News 14/02/2017

Luce Vigo 1931-2017

Luce Vigo, disparue dimanche, appartenait à une génération longtemps moins assujettie au flux des sorties hebdomadaires et qui abordait le cinéma sans trop distinguer courts et longs métrages. De la place où nous sommes, nous ne pouvons donc manquer de rappeler les rapports que Luce a entretenu avec la forme brève.

Luce Vigo fut ainsi, quelques années à partir de 1988, déléguée générale des Rencontres d’Épinay et avait participé à notre revue en particulier à l’occasion d’un dossier consacré au Groupe des Trente (Bref n°20, février 1994). Le Prix Jean-Vigo, dont elle présidait les destinées, décerné chaque année à un « auteur d’avenir », ne manquait jamais non plus de couronner un réalisateur de court métrage.

Dominique Widemann, journaliste à L’Humanité, m’a proposé d’écrire quelques lignes en hommage à Luce. Je reprends ici ce texte, publié sur le site du quotidien et reproduit sur celui du Prix Jean-Vigo, complété par des entretiens donné par Luce à propos de son père et du prix qui porte son nom.

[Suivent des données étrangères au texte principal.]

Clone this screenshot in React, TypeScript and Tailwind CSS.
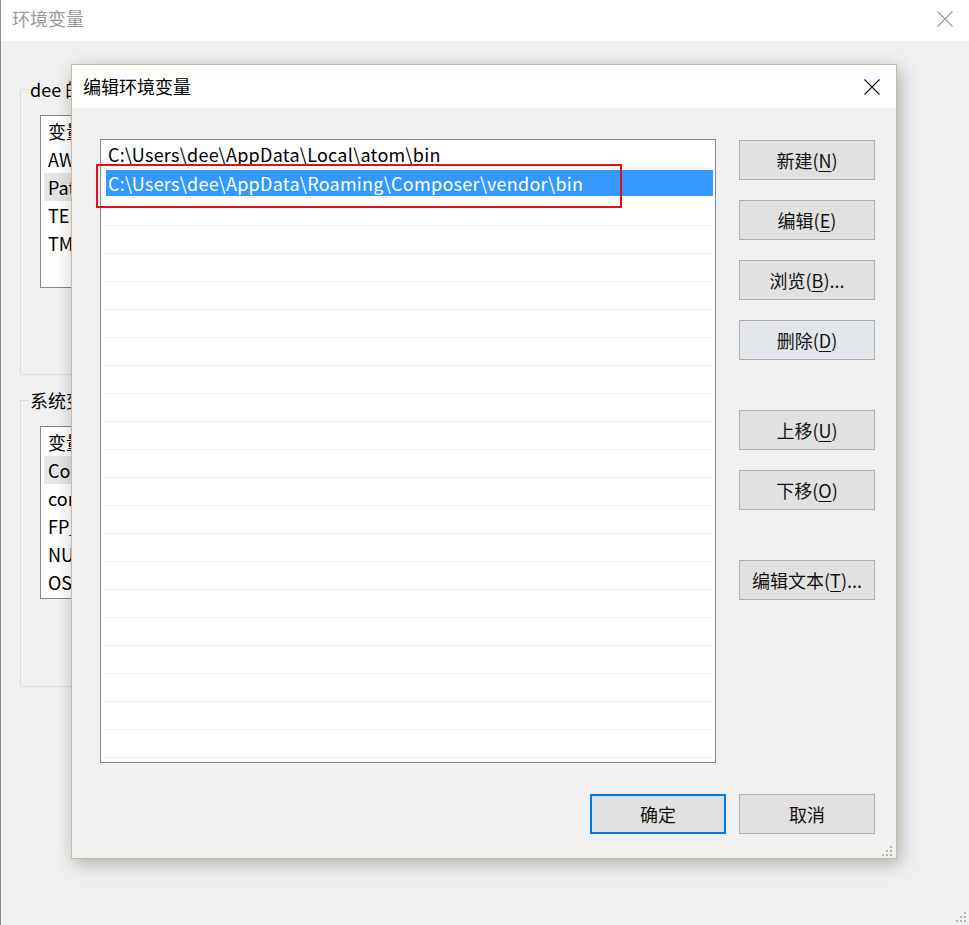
import React from "react";

const userVars = ["变量", "AWS_HOME", "Path", "TEMP", "TMP"];
const sysVars = ["变量", "ComSpec", "configsetroot", "FP_NO_HOST_CHECK", "NUMBER_OF_PROCESSORS", "OS"];

const paths = [
  "C:\\Users\\dee\\AppData\\Local\\atom\\bin",
  "C:\\Users\\dee\\AppData\\Roaming\\Composer\\vendor\\bin",
];

const CloseX = ({ color }: { color: string }) => (
  <svg width="16" height="16" viewBox="0 0 16 16">
    <path d="M0.5 0.5 L15.5 15.5 M15.5 0.5 L0.5 15.5" stroke={color} strokeWidth="1.1" />
  </svg>
);

const Grip = () => (
  <svg width="10" height="10" viewBox="0 0 10 10">
    {[
      [8, 0],
      [8, 4],
      [4, 4],
      [8, 8],
      [4, 8],
      [0, 8],
    ].map(([x, y], i) => (
      <rect key={i} x={x} y={y} width="2" height="2" fill="#b4b4b4" />
    ))}
  </svg>
);

const Group = ({ label, rows, hl, className }: { label: string; rows: string[]; hl: number; className: string }) => (
  <div className={"relative w-[820px] border border-[#dcdcdc] pt-[25px] pl-[19px] pr-[19px] " + className}>
    <span className="absolute top-[-13px] left-[8px] bg-[#f0f0f0] px-[1px] text-[18px] leading-[24px] text-black">
      {label}
    </span>
    <div className="h-[173px] border border-[#828790] bg-white pt-[1px]">
      {rows.map((r, i) => (
        <div
          key={i}
          className={
            "mx-[3px] h-[28px] flex items-center pl-[4px] text-[18px] text-black " +
            (i === hl ? "bg-[#e5e5e5]" : "")
          }
        >
          {r}
        </div>
      ))}
    </div>
  </div>
);

const Btn = ({ zh, k, dots, className = "" }: { zh: string; k?: string; dots?: boolean; className?: string }) => (
  <button
    className={
      "w-[136px] h-[40px] flex items-center justify-center text-[18px] leading-none text-[#111] " +
      (className || "border border-[#adadad] bg-[#e1e1e1]")
    }
  >
    <span>{zh}</span>
    {k && (
      <span>
        (<span className="underline underline-offset-[3px]">{k}</span>)
      </span>
    )}
    {dots && <span>...</span>}
  </button>
);

export default function App() {
  return (
    <div className="relative w-[969px] h-[925px] overflow-hidden bg-[#f0f0f0] font-['Noto_Sans_CJK_SC',sans-serif]">
      {/* back window: 环境变量 */}
      <div className="h-full border-l border-[#8c8c8c] flex flex-col">
        <div className="h-[41px] shrink-0 bg-white flex items-center justify-between pl-[11px] pr-[16px] pb-[4px]">
          <span className="text-[18px] text-[#999]">环境变量</span>
          <CloseX color="#9a9a9a" />
        </div>
        <div className="flex-1 pl-[19px] pt-[48px]">
          <Group label="dee 的用户变量" rows={userVars} hl={2} className="h-[286px]" />
          <Group label="系统变量" rows={sysVars} hl={1} className="h-[287px] mt-[25px]" />
        </div>
      </div>
      <div className="absolute right-[3px] bottom-[3px]">
        <Grip />
      </div>

      {/* dialog: 编辑环境变量 */}
      <div className="absolute left-[71px] top-[64px] w-[826px] h-[795px] border border-[#cdb8a0] bg-[#f0f0f0] shadow-[3px_5px_18px_rgba(0,0,0,0.28)] flex flex-col">
        <div className="h-[43px] shrink-0 bg-white flex items-center justify-between pl-[11px] pr-[16px]">
          <span className="text-[18px] text-black">编辑环境变量</span>
          <CloseX color="#111" />
        </div>
        <div className="relative flex-1 pl-[28px] pr-[21px] pt-[31px]">
          <div className="flex">
            <div className="w-[616px] h-[624px] border border-[#828790] bg-white pt-[1px] overflow-hidden">
              {Array.from({ length: 23 }).map((_, i) => (
                <div
                  key={i}
                  className="mx-[3px] h-[28px] border-b border-[#f0f0f0] text-[18px] tracking-[0.27px] text-black"
                >
                  {i === 1 ? (
                    <div className="ml-[2px] mr-[-1px] mt-[1px] h-[26px] bg-[#3399ff] text-white pl-[2px] flex items-center">
                      {paths[1]}
                    </div>
                  ) : (
                    <div className="h-full pl-[4px] flex items-center">{paths[i] || ""}</div>
                  )}
                </div>
              ))}
            </div>
            <div className="ml-[23px] mt-[1px] flex flex-col">
              <Btn zh="新建" k="N" />
              <Btn zh="编辑" k="E" className="mt-[20px] border border-[#adadad] bg-[#e1e1e1]" />
              <Btn zh="浏览" k="B" dots className="mt-[20px] border border-[#adadad] bg-[#e1e1e1]" />
              <Btn zh="删除" k="D" className="mt-[20px] border border-[#adadad] bg-[#e3e7eb]" />
              <Btn zh="上移" k="U" className="mt-[50px] border border-[#adadad] bg-[#e1e1e1]" />
              <Btn zh="下移" k="O" className="mt-[20px] border border-[#adadad] bg-[#e1e1e1]" />
              <Btn zh="编辑文本" k="T" dots className="mt-[50px] border border-[#adadad] bg-[#e1e1e1]" />
            </div>
          </div>
          <div className="flex justify-end gap-[13px] mt-[31px]">
            <Btn zh="确定" className="border-2 border-[#0078d7] bg-[#e1e1e1]" />
            <Btn zh="取消" />
          </div>
          {/* red highlight box */}
          <div className="absolute left-[24px] top-[56px] w-[526px] h-[44px] border-2 border-[#e0101a]" />
          <div className="absolute right-[4px] bottom-[2px]">
            <Grip />
          </div>
        </div>
      </div>
    </div>
  );
}
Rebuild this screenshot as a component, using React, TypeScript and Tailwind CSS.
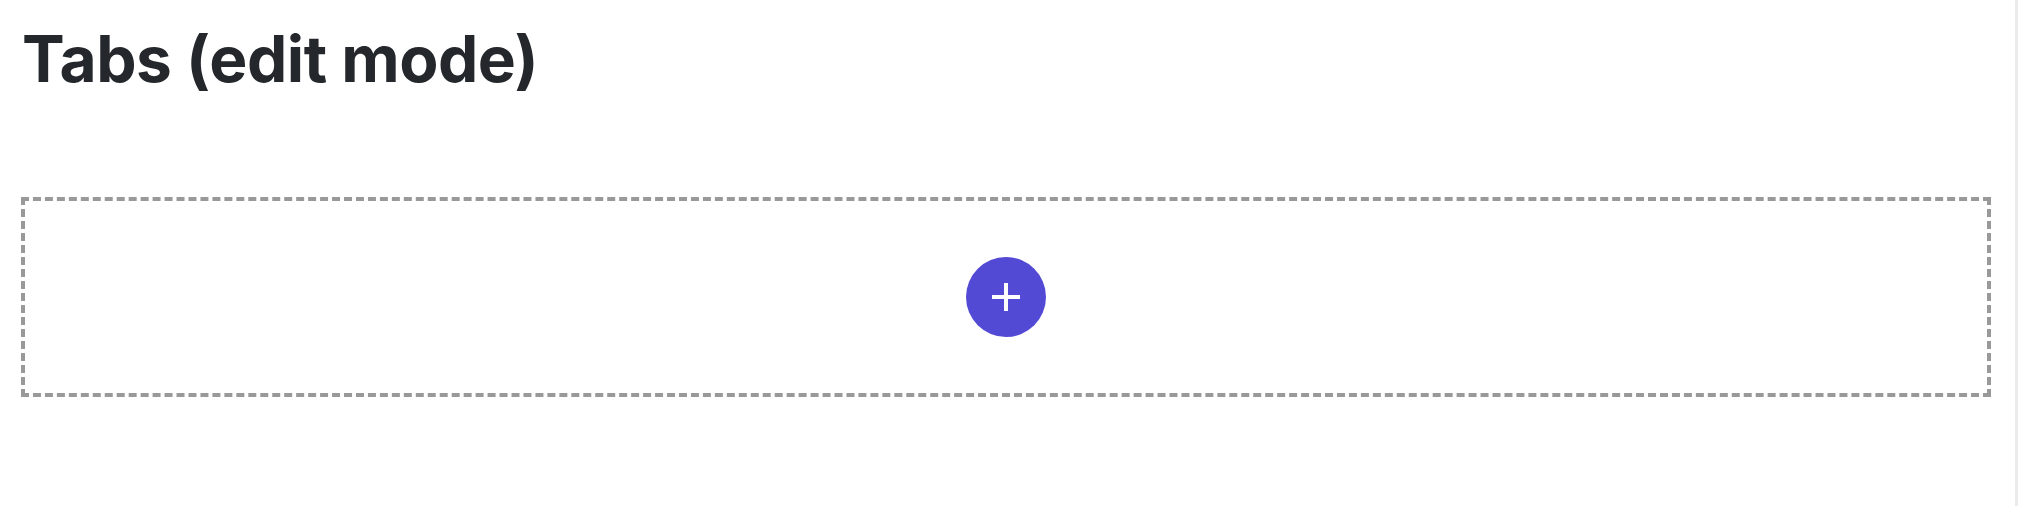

On savait Luce Vigo fragile pour l’avoir vue depuis plusieurs années embarrassée par son appareillage d’assistance respiratoire. Elle racontait en riant qu’il lui arrivait de vouloir se déplacer en oubliant d’emporter cet attirail auquel elle était pourtant en permanence reliée. Il faisait partie d’elle-même et, il y a une dizaine de jours quand je suis passé la voir pour parler d’un article à propos de Zéro de conduite qu’elle accepta d’écrire pour un prochain Bref, rien, dans son comportement, n’aurait laissé soupçonner une quelconque aggravation de son état.

Il y a longtemps que nous n’avions pas eu l’occasion de nous parler aussi longuement, nous devions nous revoir dans les prochains jours.

Son appartement, dont elle ne cessait de s’excuser de son désordre de piles de livres, de DVD et de tant d’objets – dans la cuisine, une quantité de cuillers en bois dont elle raffolait –, m’a toujours fasciné. Je l’associais confusément au cabinet de curiosité d’André Breton – aucun lien de parenté avec Émile Breton, qui partageait la vie de Luce et la responsabilité de ce décor surchargé.

Même si Luce Vigo, fille unique du cinéaste précocement disparu, eut toujours à cœur de ne pas galvauder la mémoire de son père, elle n’appartenait pas à la catégorie de ces « enfants de » qui existent prioritairement à travers la personnalité de leur géniteur. Ainsi, si son nom apparaissait comme un sésame pour nombre de cinéastes du monde entier qu’elle a pu croiser comme journaliste ou programmatrice, cela ne tenait pas seulement à l’estime que beaucoup portent au réalisateur de L’Atalante, mais à la personnalité propre de Luce, à la bienveillance qui émanait d’elle, une empathie que j’ai rarement sentie ailleurs avec une telle intensité. Cette attention aux autres allait de pair avec une réelle curiosité, deux traits de sa personnalité avec lesquels elle avait exploré et maintenus vivants les œuvres de son père et tous les souvenirs laissés par ses parents.

Son activité au sein du Prix Jean-Vigo relevait d’un engagement similaire au service de le jeune création avec des partis pris esthétiques rarement pris en défaut, qui faisaient que sa voix comptait beaucoup pendant nos délibérations. Elle quêtait dans chacun des films cette chose malgré tout difficilement définissable sur laquelle, bien souvent, nous nous trouvions en accord et qui s’appelle « le cinéma », ce cinéma né sous le signe des Lumière. Jean Vigo et sa femme Lydu ne pouvaient choisir meilleur prénom que Luce pour celle qui demeurera parmi les plus engagées des ambassadrices des forces vives du Septième art.

Jacques Kermabon

Ses obsèques se dérouleront le lundi 20 février à 10h30 au crématorium du Père Lachaise. Entrée Gambetta.